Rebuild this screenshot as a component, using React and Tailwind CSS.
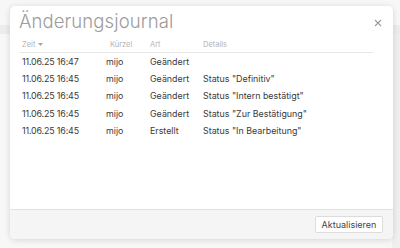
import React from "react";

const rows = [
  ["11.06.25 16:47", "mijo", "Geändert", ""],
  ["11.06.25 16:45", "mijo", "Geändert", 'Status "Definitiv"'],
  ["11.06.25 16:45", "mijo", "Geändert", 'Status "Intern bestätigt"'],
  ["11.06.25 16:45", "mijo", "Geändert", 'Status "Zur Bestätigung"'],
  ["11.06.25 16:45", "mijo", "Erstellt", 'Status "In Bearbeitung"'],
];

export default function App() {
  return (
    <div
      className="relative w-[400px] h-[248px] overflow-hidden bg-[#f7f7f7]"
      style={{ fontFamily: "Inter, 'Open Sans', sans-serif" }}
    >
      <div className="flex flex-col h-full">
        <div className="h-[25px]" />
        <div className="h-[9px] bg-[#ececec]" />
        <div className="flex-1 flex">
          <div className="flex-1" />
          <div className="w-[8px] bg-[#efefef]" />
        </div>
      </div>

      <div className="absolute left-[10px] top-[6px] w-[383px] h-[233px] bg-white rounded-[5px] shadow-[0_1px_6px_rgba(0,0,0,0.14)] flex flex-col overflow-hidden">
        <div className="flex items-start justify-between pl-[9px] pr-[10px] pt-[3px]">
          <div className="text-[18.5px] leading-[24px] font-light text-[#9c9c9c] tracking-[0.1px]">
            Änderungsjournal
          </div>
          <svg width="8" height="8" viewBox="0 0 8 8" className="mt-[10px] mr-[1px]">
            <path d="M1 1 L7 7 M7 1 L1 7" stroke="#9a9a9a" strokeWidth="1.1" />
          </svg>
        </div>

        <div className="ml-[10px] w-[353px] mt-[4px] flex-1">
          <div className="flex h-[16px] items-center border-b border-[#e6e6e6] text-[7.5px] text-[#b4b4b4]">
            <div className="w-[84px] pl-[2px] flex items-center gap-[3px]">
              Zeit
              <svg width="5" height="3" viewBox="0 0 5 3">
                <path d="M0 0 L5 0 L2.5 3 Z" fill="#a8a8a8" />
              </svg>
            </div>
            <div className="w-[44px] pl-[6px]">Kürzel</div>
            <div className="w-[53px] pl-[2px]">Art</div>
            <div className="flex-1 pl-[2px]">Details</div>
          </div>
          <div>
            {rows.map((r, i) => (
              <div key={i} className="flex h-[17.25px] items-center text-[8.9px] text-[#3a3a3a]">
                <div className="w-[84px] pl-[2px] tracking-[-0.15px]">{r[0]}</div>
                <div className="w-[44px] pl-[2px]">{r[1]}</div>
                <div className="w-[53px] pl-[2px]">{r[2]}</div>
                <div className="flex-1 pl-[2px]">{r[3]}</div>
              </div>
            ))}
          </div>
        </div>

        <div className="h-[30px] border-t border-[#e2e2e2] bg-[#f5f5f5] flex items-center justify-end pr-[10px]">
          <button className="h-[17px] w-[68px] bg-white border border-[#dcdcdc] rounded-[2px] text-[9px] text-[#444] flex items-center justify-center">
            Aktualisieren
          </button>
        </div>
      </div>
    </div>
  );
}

▶ **Task objective**:
Output all of the data exactly as it stands, minus any images.

▶ **Response for this exercise**:
Rebuild this screenshot as a component, using React and Tailwind CSS.
import React from "react";

const rows = [
  ["11.06.25 16:47", "mijo", "Geändert", ""],
  ["11.06.25 16:45", "mijo", "Geändert", 'Status "Definitiv"'],
  ["11.06.25 16:45", "mijo", "Geändert", 'Status "Intern bestätigt"'],
  ["11.06.25 16:45", "mijo", "Geändert", 'Status "Zur Bestätigung"'],
  ["11.06.25 16:45", "mijo", "Erstellt", 'Status "In Bearbeitung"'],
];

export default function App() {
  return (
    <div
      className="relative w-[400px] h-[248px] overflow-hidden bg-[#f7f7f7]"
      style={{ fontFamily: "Inter, 'Open Sans', sans-serif" }}
    >
      <div className="flex flex-col h-full">
        <div className="h-[25px]" />
        <div className="h-[9px] bg-[#ececec]" />
        <div className="flex-1 flex">
          <div className="flex-1" />
          <div className="w-[8px] bg-[#efefef]" />
        </div>
      </div>

      <div className="absolute left-[10px] top-[6px] w-[383px] h-[233px] bg-white rounded-[5px] shadow-[0_1px_6px_rgba(0,0,0,0.14)] flex flex-col overflow-hidden">
        <div className="flex items-start justify-between pl-[9px] pr-[10px] pt-[3px]">
          <div className="text-[18.5px] leading-[24px] font-light text-[#9c9c9c] tracking-[0.1px]">
            Änderungsjournal
          </div>
          <svg width="8" height="8" viewBox="0 0 8 8" className="mt-[10px] mr-[1px]">
            <path d="M1 1 L7 7 M7 1 L1 7" stroke="#9a9a9a" strokeWidth="1.1" />
          </svg>
        </div>

        <div className="ml-[10px] w-[353px] mt-[4px] flex-1">
          <div className="flex h-[16px] items-center border-b border-[#e6e6e6] text-[7.5px] text-[#b4b4b4]">
            <div className="w-[84px] pl-[2px] flex items-center gap-[3px]">
              Zeit
              <svg width="5" height="3" viewBox="0 0 5 3">
                <path d="M0 0 L5 0 L2.5 3 Z" fill="#a8a8a8" />
              </svg>
            </div>
            <div className="w-[44px] pl-[6px]">Kürzel</div>
            <div className="w-[53px] pl-[2px]">Art</div>
            <div className="flex-1 pl-[2px]">Details</div>
          </div>
          <div>
            {rows.map((r, i) => (
              <div key={i} className="flex h-[17.25px] items-center text-[8.9px] text-[#3a3a3a]">
                <div className="w-[84px] pl-[2px] tracking-[-0.15px]">{r[0]}</div>
                <div className="w-[44px] pl-[2px]">{r[1]}</div>
                <div className="w-[53px] pl-[2px]">{r[2]}</div>
                <div className="flex-1 pl-[2px]">{r[3]}</div>
              </div>
            ))}
          </div>
        </div>

        <div className="h-[30px] border-t border-[#e2e2e2] bg-[#f5f5f5] flex items-center justify-end pr-[10px]">
          <button className="h-[17px] w-[68px] bg-white border border-[#dcdcdc] rounded-[2px] text-[9px] text-[#444] flex items-center justify-center">
            Aktualisieren
          </button>
        </div>
      </div>
    </div>
  );
}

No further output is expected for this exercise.